* _Prompt_:
Produce an exact copy of the lines below that run from the line containing "Output the web" to the line containing "<password-app></password-app>", inclusive; any picture is omitted.

* _Data listing_:
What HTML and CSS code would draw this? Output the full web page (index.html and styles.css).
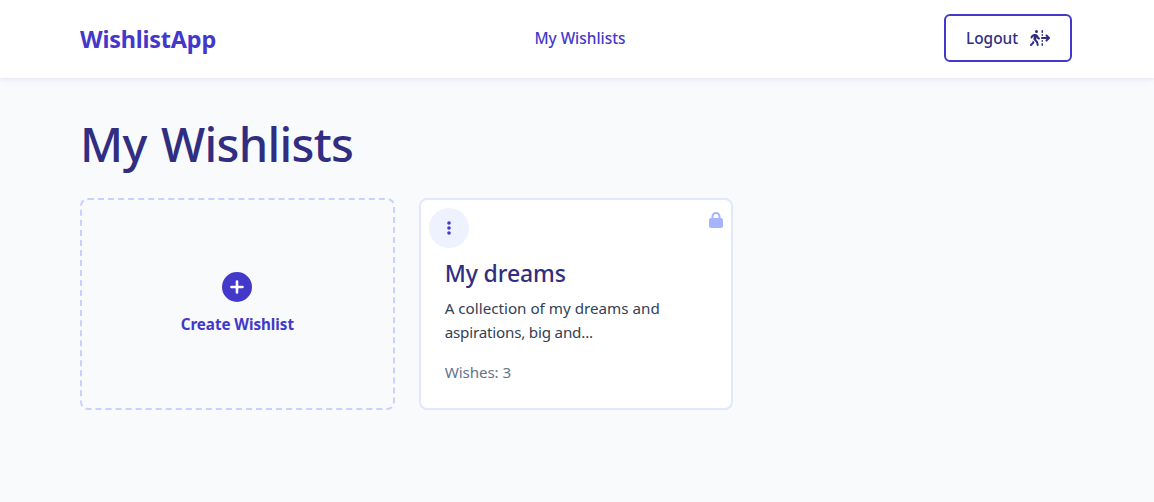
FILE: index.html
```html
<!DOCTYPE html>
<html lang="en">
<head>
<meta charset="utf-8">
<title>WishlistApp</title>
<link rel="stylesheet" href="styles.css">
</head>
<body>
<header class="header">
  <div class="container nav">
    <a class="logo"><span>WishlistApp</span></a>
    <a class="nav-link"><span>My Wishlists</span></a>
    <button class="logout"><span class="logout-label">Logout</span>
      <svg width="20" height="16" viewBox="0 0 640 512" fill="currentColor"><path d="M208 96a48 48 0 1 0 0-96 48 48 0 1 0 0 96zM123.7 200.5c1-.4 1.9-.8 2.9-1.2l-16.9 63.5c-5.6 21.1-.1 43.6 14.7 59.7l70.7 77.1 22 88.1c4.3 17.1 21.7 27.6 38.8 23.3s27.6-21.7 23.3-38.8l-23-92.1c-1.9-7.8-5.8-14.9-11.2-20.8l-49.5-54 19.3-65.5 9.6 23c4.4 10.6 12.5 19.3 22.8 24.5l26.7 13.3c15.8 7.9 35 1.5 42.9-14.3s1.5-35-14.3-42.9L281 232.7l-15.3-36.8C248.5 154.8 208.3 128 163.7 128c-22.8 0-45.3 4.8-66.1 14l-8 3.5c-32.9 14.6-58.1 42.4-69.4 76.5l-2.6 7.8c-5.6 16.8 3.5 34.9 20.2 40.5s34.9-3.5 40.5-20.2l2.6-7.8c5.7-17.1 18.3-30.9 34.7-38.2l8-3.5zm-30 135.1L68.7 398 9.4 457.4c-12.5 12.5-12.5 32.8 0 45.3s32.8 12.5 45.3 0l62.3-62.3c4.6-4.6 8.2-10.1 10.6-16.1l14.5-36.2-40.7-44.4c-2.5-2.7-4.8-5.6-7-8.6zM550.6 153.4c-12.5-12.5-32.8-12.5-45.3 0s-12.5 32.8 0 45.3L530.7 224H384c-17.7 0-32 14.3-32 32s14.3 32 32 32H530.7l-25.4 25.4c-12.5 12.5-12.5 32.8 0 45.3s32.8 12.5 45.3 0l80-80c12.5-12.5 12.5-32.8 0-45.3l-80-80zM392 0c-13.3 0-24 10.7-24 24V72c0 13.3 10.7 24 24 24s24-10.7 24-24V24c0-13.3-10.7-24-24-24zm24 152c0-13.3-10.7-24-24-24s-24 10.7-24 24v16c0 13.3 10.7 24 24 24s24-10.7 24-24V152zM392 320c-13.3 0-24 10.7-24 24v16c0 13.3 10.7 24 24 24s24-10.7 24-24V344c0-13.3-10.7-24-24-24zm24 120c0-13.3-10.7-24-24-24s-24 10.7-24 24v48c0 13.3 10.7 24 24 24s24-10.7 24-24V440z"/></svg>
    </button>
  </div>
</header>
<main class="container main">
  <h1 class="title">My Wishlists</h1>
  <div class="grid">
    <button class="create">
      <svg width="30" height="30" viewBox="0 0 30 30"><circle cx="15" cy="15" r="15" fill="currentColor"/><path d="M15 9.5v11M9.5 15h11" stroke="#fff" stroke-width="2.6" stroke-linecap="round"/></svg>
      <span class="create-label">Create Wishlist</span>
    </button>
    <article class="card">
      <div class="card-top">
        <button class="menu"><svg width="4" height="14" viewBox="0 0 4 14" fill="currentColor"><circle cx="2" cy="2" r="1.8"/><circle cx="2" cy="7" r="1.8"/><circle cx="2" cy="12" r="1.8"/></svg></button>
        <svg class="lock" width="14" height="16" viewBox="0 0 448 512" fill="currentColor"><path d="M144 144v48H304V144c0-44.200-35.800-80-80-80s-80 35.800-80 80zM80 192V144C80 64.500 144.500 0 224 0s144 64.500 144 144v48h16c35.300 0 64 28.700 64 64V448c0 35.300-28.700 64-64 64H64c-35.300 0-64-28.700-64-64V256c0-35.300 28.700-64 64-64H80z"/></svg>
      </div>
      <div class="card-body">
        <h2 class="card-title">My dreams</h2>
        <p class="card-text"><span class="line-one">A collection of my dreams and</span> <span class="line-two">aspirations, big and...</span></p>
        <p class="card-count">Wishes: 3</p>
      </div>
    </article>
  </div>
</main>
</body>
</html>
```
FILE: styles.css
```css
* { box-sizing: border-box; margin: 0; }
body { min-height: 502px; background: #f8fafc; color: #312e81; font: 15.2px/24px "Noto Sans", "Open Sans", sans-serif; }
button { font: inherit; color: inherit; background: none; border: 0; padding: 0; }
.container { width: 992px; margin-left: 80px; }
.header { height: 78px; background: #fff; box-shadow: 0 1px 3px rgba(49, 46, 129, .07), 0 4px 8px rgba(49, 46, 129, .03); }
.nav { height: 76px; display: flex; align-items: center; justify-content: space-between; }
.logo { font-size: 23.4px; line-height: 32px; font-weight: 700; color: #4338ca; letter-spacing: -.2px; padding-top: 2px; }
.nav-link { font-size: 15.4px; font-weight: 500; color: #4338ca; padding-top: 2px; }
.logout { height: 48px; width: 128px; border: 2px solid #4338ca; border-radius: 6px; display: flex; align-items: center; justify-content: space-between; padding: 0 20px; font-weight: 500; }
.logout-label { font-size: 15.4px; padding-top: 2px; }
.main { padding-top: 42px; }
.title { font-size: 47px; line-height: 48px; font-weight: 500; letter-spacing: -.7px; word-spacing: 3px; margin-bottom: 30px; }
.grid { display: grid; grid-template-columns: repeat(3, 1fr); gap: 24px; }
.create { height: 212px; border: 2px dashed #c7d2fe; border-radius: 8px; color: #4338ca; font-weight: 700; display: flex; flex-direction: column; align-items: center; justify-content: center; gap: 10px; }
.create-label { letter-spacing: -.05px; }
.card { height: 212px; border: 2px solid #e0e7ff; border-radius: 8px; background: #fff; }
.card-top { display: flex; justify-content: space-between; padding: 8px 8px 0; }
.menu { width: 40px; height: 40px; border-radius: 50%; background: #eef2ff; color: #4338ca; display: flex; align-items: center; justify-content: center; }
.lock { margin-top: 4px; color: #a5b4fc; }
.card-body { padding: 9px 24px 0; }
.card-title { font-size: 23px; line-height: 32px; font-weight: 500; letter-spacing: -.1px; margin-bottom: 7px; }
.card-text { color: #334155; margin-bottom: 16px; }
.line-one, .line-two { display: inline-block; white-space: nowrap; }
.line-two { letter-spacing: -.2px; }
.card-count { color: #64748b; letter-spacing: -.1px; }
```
==
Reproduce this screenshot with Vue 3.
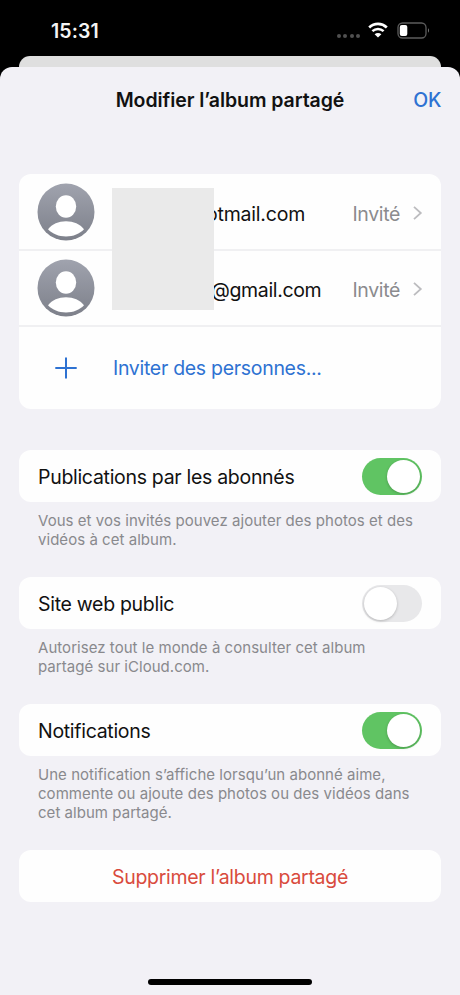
==
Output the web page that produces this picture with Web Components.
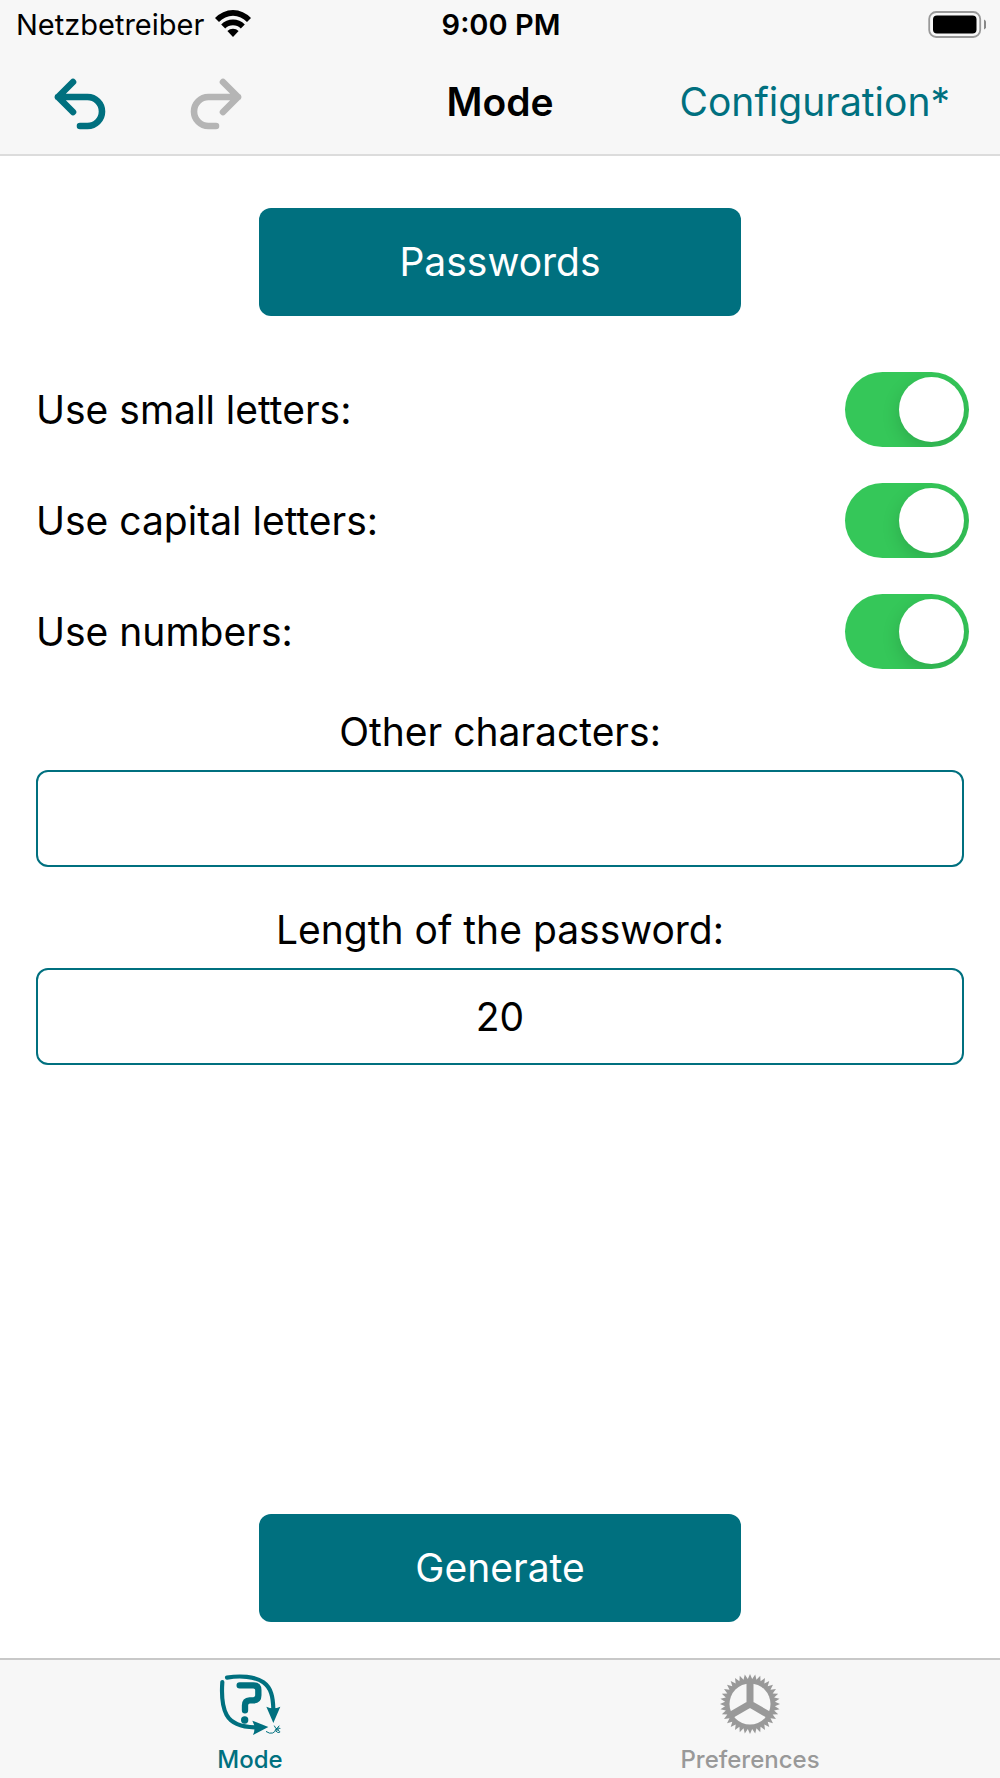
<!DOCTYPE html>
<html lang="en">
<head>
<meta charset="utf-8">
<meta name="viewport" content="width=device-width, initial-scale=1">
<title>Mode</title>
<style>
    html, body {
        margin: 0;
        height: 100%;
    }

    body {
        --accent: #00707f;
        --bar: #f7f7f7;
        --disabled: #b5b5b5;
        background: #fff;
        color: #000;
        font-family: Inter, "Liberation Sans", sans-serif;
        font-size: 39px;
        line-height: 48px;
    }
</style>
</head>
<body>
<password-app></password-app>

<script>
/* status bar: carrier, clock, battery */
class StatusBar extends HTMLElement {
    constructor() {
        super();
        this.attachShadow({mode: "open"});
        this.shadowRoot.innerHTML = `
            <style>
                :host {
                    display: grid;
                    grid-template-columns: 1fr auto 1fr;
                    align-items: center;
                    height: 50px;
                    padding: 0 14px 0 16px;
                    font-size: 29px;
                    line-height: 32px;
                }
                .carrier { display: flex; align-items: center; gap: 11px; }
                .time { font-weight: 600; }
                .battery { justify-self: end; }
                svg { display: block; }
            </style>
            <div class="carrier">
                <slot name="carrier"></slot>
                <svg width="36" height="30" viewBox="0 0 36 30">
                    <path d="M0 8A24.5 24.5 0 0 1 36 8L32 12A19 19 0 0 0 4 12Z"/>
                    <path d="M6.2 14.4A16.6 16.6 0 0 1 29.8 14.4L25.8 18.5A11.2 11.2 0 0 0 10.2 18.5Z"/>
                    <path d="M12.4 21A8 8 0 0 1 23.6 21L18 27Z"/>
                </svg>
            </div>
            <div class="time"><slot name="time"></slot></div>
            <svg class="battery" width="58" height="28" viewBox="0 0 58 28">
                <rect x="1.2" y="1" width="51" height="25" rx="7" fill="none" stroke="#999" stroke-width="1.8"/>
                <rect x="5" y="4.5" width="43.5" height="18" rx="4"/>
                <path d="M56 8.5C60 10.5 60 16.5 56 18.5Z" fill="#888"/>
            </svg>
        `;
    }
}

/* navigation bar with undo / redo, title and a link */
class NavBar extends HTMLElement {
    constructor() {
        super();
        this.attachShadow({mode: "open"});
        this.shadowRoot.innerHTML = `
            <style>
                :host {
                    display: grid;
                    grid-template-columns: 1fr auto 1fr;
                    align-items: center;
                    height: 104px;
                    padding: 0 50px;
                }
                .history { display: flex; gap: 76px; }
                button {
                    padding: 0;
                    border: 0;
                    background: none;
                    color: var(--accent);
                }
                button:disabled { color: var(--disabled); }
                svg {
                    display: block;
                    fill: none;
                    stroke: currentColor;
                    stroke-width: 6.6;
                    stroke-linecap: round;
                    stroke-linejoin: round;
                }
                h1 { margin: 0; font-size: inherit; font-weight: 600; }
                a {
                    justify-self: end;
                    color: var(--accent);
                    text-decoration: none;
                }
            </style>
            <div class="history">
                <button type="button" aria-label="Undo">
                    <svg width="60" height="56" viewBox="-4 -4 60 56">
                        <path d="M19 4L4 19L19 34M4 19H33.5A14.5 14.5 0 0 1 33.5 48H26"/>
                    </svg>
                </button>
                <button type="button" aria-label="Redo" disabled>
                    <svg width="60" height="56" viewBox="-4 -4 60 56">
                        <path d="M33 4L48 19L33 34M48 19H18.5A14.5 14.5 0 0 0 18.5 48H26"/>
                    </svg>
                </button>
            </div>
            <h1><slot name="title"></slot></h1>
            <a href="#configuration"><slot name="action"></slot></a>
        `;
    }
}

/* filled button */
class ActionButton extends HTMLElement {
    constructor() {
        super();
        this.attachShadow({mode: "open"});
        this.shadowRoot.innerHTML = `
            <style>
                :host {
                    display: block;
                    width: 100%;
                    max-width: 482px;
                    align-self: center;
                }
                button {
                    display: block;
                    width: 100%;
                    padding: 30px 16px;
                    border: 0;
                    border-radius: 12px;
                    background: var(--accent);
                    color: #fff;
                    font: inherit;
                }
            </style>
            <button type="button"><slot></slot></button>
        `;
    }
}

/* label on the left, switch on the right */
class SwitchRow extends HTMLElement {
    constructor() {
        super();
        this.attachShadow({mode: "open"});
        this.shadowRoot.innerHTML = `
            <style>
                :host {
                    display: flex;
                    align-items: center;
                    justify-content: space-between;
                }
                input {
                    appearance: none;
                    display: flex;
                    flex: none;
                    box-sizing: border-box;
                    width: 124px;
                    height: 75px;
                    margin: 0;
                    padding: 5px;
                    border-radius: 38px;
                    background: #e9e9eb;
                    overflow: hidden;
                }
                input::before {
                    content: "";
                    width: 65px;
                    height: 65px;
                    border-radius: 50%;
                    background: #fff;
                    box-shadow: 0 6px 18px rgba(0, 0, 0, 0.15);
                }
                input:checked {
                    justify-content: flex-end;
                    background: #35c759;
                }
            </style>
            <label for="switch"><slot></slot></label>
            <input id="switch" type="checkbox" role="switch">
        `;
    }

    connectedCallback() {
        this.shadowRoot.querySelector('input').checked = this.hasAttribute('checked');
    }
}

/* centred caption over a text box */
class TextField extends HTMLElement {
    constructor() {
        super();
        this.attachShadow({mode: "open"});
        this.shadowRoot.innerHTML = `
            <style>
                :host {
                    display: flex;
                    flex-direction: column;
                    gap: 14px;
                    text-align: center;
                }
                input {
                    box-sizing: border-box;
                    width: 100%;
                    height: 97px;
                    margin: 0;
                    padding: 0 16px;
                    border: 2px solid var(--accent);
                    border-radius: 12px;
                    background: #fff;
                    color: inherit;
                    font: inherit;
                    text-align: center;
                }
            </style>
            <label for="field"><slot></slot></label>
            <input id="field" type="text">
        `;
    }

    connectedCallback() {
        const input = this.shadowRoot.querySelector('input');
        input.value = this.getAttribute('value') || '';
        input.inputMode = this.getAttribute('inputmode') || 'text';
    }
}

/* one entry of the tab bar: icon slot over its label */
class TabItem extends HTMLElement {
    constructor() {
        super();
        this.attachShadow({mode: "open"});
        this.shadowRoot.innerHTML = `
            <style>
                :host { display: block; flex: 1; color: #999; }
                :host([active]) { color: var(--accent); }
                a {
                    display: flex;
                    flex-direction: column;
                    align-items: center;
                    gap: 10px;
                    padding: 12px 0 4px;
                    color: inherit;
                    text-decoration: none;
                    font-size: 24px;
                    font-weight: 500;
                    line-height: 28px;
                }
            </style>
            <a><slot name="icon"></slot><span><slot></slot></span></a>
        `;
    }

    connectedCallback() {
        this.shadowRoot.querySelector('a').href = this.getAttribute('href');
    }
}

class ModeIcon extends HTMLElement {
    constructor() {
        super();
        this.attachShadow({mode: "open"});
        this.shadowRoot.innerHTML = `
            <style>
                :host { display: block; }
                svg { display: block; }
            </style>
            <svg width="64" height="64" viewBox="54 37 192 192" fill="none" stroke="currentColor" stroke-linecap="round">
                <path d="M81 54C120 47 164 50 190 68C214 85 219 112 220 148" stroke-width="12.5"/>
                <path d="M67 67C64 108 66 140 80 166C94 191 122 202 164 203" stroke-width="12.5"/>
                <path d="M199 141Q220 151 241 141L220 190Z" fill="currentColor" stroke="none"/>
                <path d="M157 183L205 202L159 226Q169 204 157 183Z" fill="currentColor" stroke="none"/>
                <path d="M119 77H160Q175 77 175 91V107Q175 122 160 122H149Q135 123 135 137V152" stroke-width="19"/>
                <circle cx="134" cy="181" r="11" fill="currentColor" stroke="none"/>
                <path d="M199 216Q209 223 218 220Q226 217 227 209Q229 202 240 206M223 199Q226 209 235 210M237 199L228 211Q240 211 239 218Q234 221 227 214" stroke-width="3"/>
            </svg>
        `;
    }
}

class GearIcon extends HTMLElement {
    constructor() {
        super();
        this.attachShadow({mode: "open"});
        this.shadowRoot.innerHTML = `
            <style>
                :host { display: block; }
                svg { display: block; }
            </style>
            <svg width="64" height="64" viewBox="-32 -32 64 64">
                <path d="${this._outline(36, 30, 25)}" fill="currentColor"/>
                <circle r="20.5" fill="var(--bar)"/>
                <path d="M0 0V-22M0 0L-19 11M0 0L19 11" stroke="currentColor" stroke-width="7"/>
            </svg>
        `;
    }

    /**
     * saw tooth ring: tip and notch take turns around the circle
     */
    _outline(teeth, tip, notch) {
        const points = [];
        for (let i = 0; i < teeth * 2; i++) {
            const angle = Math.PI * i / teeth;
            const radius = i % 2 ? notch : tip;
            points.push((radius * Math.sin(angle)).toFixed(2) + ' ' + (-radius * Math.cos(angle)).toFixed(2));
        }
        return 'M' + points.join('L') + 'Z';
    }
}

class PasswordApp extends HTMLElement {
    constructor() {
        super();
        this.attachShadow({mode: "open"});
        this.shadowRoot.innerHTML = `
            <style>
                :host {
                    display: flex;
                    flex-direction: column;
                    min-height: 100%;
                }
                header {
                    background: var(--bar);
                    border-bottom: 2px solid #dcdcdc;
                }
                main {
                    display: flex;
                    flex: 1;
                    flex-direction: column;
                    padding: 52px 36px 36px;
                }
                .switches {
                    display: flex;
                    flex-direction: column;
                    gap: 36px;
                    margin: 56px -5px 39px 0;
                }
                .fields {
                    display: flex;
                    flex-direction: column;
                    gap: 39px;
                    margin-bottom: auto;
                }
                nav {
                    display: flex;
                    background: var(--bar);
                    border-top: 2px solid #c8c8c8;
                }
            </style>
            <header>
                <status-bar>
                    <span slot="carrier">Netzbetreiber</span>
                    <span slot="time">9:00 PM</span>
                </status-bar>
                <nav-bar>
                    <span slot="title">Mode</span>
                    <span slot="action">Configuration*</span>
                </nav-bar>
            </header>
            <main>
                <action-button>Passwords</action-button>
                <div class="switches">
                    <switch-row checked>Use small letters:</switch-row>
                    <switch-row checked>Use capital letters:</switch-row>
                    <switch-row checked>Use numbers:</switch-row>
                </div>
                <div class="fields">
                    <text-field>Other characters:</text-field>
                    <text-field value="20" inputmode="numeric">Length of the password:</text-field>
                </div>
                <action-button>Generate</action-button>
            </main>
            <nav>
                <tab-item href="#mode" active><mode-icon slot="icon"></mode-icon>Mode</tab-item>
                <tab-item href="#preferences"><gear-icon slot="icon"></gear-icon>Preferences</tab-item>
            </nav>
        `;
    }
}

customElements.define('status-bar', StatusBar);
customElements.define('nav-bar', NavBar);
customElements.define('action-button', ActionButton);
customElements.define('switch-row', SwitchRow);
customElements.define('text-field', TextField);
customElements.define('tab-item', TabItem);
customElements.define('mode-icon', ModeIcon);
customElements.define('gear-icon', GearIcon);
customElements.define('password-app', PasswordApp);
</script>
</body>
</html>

* _Result of this task_:
Output the web page that produces this picture with Web Components.
<!DOCTYPE html>
<html lang="en">
<head>
<meta charset="utf-8">
<meta name="viewport" content="width=device-width, initial-scale=1">
<title>Mode</title>
<style>
    html, body {
        margin: 0;
        height: 100%;
    }

    body {
        --accent: #00707f;
        --bar: #f7f7f7;
        --disabled: #b5b5b5;
        background: #fff;
        color: #000;
        font-family: Inter, "Liberation Sans", sans-serif;
        font-size: 39px;
        line-height: 48px;
    }
</style>
</head>
<body>
<password-app></password-app>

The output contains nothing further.